When we started, I expected the relationship to founder on religious differences, but I agreed to give it a shot anyway. And I seem to have affected her religion instead. I’m not sure what this proves, even when restricted to the one example, but it’s been a surprising few months for me.
In my view the ideology matters surprisingly little. Do not make the mistake of choosing your partner for having the right convictions.
Emphasis added to point out the non sequitur.
Also, my “atheist qualifier” is intended to prevent me from choosing a partner with the wrong convictions, not to encourage me to choose one simply for having the right convictions.
If that’s not something you care about in a relationship, by all means don’t concern yourself with it. But if you feel like you have to decide not to care about your partner’s convictions, then it’s a significant issue, and one that’s likely to surface in the future however you try to suppress it.
I meet many people were their religion has little or no practical influence on their daily lives. If you limit your partner search to the LW/similar cluster you might find it problematic to get a suitable partner. And even then ideological similarities are no guarantee for a happy relationship.
Might be interesting to poll what people look for.
Of course ideological similarities aren’t a guarantee of a happy relationship; for me and for many others, they’re necessary, but I know of nobody for whom they’re sufficient.

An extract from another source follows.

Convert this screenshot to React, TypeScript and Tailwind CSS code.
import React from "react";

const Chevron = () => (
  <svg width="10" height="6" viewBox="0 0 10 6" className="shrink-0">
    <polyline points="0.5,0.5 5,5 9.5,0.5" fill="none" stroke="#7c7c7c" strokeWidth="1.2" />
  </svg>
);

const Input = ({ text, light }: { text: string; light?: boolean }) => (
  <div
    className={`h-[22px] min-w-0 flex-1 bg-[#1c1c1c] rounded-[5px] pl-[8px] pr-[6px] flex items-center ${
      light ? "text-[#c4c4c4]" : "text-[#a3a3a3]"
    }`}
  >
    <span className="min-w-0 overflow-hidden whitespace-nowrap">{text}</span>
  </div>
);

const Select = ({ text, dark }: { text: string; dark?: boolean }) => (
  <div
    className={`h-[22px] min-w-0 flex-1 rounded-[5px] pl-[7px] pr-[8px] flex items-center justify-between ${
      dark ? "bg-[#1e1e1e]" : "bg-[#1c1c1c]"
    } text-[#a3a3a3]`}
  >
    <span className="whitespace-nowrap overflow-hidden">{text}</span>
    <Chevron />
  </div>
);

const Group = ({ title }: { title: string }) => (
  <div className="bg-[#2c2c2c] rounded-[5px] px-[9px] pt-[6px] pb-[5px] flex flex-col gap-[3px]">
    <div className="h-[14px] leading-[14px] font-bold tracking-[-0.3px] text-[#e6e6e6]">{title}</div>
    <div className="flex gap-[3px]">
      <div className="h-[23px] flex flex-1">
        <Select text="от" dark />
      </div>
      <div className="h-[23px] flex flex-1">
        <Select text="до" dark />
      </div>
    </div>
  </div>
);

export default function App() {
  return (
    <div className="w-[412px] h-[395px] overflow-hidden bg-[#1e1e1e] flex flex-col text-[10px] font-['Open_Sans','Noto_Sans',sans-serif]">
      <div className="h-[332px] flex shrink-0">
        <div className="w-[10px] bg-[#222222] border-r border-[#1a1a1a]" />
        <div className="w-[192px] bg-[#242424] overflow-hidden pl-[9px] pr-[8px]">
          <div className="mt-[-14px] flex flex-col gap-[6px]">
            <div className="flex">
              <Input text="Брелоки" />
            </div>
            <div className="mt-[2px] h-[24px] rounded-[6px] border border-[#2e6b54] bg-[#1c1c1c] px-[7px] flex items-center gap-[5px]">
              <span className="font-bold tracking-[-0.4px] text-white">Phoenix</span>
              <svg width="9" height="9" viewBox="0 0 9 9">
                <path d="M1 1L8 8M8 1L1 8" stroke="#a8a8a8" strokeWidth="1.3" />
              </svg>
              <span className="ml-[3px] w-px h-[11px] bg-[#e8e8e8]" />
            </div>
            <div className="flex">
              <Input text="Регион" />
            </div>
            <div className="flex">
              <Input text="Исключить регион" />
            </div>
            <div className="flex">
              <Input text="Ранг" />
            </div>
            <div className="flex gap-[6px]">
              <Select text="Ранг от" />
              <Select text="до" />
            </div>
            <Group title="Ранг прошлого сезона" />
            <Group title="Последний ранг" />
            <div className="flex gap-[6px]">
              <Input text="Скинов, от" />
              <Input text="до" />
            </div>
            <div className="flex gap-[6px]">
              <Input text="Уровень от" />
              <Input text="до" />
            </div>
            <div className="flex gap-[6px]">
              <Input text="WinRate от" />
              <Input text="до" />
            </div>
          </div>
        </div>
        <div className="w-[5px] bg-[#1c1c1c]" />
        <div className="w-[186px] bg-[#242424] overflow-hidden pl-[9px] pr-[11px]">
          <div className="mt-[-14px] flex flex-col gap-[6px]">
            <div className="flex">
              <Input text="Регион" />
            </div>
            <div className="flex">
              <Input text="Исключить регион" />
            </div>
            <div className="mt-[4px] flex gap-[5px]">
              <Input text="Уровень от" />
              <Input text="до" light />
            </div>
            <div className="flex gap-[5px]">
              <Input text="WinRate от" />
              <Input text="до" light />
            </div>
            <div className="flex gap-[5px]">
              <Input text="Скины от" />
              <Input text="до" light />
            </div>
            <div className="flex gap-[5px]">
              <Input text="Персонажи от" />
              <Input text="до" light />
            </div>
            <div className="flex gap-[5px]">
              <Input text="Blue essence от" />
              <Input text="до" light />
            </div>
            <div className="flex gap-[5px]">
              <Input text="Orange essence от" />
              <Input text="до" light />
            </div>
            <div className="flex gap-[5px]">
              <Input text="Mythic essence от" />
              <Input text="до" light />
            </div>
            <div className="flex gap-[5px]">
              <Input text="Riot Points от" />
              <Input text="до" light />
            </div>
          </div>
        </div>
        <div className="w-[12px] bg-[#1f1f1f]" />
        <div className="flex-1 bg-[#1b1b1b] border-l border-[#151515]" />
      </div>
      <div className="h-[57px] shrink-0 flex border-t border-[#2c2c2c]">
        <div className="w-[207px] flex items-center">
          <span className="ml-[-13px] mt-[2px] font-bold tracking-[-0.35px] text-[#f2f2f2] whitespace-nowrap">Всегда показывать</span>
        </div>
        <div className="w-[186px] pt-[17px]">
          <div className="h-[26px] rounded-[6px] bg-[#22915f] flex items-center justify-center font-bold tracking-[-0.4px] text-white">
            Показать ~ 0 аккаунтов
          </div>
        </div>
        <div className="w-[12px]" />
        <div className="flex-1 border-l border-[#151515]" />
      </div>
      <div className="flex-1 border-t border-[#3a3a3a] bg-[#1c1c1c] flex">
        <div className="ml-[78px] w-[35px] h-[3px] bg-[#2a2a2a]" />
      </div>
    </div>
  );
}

Dating a person with religious beliefs which do not have a practical influence on their lives, I have tremendous difficulty respecting them. This is not a hypothetical matter, it’s a mistake I’ve learned to avoid. I know people for whom it does not seem to be an issue, but anyone for whom it is is better off taking it seriously than following advice to exercise tolerance.
That sounds like a fair idea for discussion post. I’ll make one later today, unless you feel like doing it first.

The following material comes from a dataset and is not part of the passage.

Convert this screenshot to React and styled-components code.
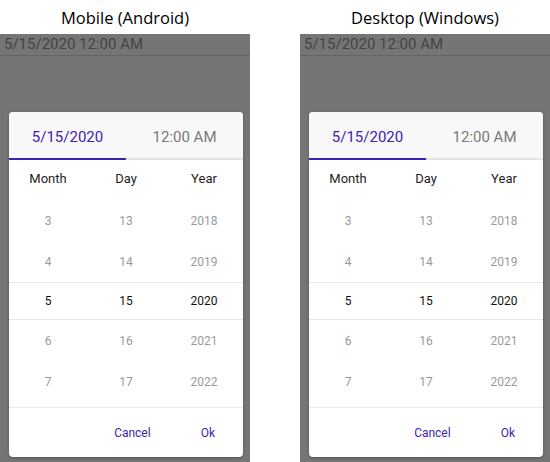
import React from 'react';
import styled, { createGlobalStyle } from 'styled-components';

const Global = createGlobalStyle`
  html, body { margin: 0; padding: 0; background: #fff; }
  body { width: 550px; height: 462px; overflow: hidden; }
`;

const Page = styled.div`
  display: flex;
  gap: 50px;
  width: 550px;
  height: 462px;
`;

const Column = styled.div`
  display: flex;
  flex-direction: column;
  width: 250px;
`;

const Title = styled.div`
  height: 34px;
  display: flex;
  align-items: center;
  justify-content: center;
  font-family: "Open Sans", sans-serif;
  font-size: 16.5px;
  color: #000;
`;

const Backdrop = styled.div`
  flex: 1;
  background: #757575;
  display: flex;
  flex-direction: column;
  min-height: 0;
`;

const Field = styled.div`
  height: 21px;
  line-height: 21px;
  padding-left: 4px;
  border-bottom: 1px solid #646464;
  font-family: Roboto, sans-serif;
  font-size: 15px;
  color: #444;
`;

const Dialog = styled.div`
  margin: 56px 0 0 9px;
  width: 234px;
  height: 345px;
  background: #fff;
  border-radius: 4px;
  overflow: hidden;
  box-shadow: 0 1px 3px rgba(0, 0, 0, 0.3);
  display: flex;
  flex-direction: column;
  font-family: Roboto, sans-serif;
`;

const Tabs = styled.div`
  display: flex;
  height: 46px;
  background: #f8f8f8;
`;

const Tab = styled.div`
  flex: 1;
  display: flex;
  align-items: center;
  justify-content: center;
  padding-top: 4px;
  box-sizing: border-box;
  font-size: 15px;
  color: ${p => (p.active ? '#3f22b4' : '#7a7a7a')};
`;

const Track = styled.div`
  height: 2px;
  background: #e4e4e4;
  display: flex;
`;

const Indicator = styled.div`
  width: 50%;
  background: #3f22b4;
`;

const Grid = styled.div`
  display: grid;
  grid-template-columns: repeat(3, 1fr);
  align-items: center;
  justify-items: center;
  height: ${p => p.h}px;
  box-sizing: border-box;
  ${p => p.selected && 'border-top: 1px solid #e6e6e6; border-bottom: 1px solid #e6e6e6;'}
`;

const Head = styled.span`
  font-size: 13px;
  color: #1e1e1e;
`;

const List = styled.div`
  padding: 4px 0 5px;
  border-bottom: 1px solid #ececec;
`;

const Cell = styled.span`
  font-size: 12px;
  color: ${p => (p.selected ? '#111' : '#9a9a9a')};
`;

const Footer = styled.div`
  flex: 1;
  display: flex;
  align-items: center;
  justify-content: flex-end;
  gap: 34px;
  padding: 1px 20px 0 0;
`;

const Button = styled.span`
  padding: 0 8px;
  font-size: 12px;
  color: #3f22b4;
`;

const rows = [
  { m: 3, d: 13, y: 2018, h: 41 },
  { m: 4, d: 14, y: 2019, h: 41 },
  { m: 5, d: 15, y: 2020, h: 38, selected: true },
  { m: 6, d: 16, y: 2021, h: 41 },
  { m: 7, d: 17, y: 2022, h: 41 },
];

function Picker({ title }) {
  return (
    <Column>
      <Title>{title}</Title>
      <Backdrop>
        <Field>5/15/2020 12:00 AM</Field>
        <Dialog>
          <Tabs>
            <Tab active>5/15/2020</Tab>
            <Tab>12:00 AM</Tab>
          </Tabs>
          <Track><Indicator /></Track>
          <Grid h={36}>
            <Head>Month</Head>
            <Head>Day</Head>
            <Head>Year</Head>
          </Grid>
          <List>
            {rows.map(r => (
              <Grid key={r.m} h={r.h} selected={r.selected}>
                <Cell selected={r.selected}>{r.m}</Cell>
                <Cell selected={r.selected}>{r.d}</Cell>
                <Cell selected={r.selected}>{r.y}</Cell>
              </Grid>
            ))}
          </List>
          <Footer>
            <Button>Cancel</Button>
            <Button>Ok</Button>
          </Footer>
        </Dialog>
      </Backdrop>
    </Column>
  );
}

export default function App() {
  return (
    <>
      <Global />
      <Page>
        <Picker title="Mobile (Android)" />
        <Picker title="Desktop (Windows)" />
      </Page>
    </>
  );
}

This strikes me as a very high risk strategy, and probably a low reward one as well. Deconversion tends to take a long time, and even gentle attempts could strain a new relationship. Going by my own experience observing religious deconversions, it’s likely to take months at the lower end, which you could have spent looking for someone else, and there’s a high probability that it simply wouldn’t work out, in which case your time investment is wasted.
The numbers for atheist men aren’t very good, it’s true, but keep in mind that a rationally minded intellectual is filtering rather strongly for atheists simply by looking for partners they’re compatible with.
I recently began dating an old friend with conservative Christian religious beliefs. Obviously, I don’t have the rationalists-only filter that DA has, and I don’t want to deconvert her. (Her personal relationship with Jesus—that is, the mental feelings that she’s constructed around the idea of Christ—are important to her, and I don’t want to destroy that.) Nevertheless, here’s what’s happened:
In conversation with me, she quickly clarified some nagging doubts about the inclusiveness (and other characteristics) of her old, conservative church. She’s started attending a Congregationalist church instead. (For those unfamiliar with Christian denominations in North America, this is as liberal as you can get and still be explicitly Christian). For a while, she even considered attending the Unitarian Universalist church, since I would be willing to join it with her, but in the end she decided that it didn’t fit.
When we started, I expected the relationship to founder on religious differences, but I agreed to give it a shot anyway. And I seem to have affected her religion instead. I’m not sure what this proves, even when restricted to the one example, but it’s been a surprising few months for me.
In my view the ideology matters surprisingly little. Do not make the mistake of choosing your partner for having the right convictions.
Emphasis added to point out the non sequitur.
Also, my “atheist qualifier” is intended to prevent me from choosing a partner with the wrong convictions, not to encourage me to choose one simply for having the right convictions.
If that’s not something you care about in a relationship, by all means don’t concern yourself with it. But if you feel like you have to decide not to care about your partner’s convictions, then it’s a significant issue, and one that’s likely to surface in the future however you try to suppress it.
I meet many people were their religion has little or no practical influence on their daily lives. If you limit your partner search to the LW/similar cluster you might find it problematic to get a suitable partner. And even then ideological similarities are no guarantee for a happy relationship.
Might be interesting to poll what people look for.
Of course ideological similarities aren’t a guarantee of a happy relationship; for me and for many others, they’re necessary, but I know of nobody for whom they’re sufficient.
Dating a person with religious beliefs which do not have a practical influence on their lives, I have tremendous difficulty respecting them. This is not a hypothetical matter, it’s a mistake I’ve learned to avoid. I know people for whom it does not seem to be an issue, but anyone for whom it is is better off taking it seriously than following advice to exercise tolerance.
That sounds like a fair idea for discussion post. I’ll make one later today, unless you feel like doing it first.
Poll made. It’s been downvoted to −1, but hopefully the topic will not turn out to be that unwelcome on net.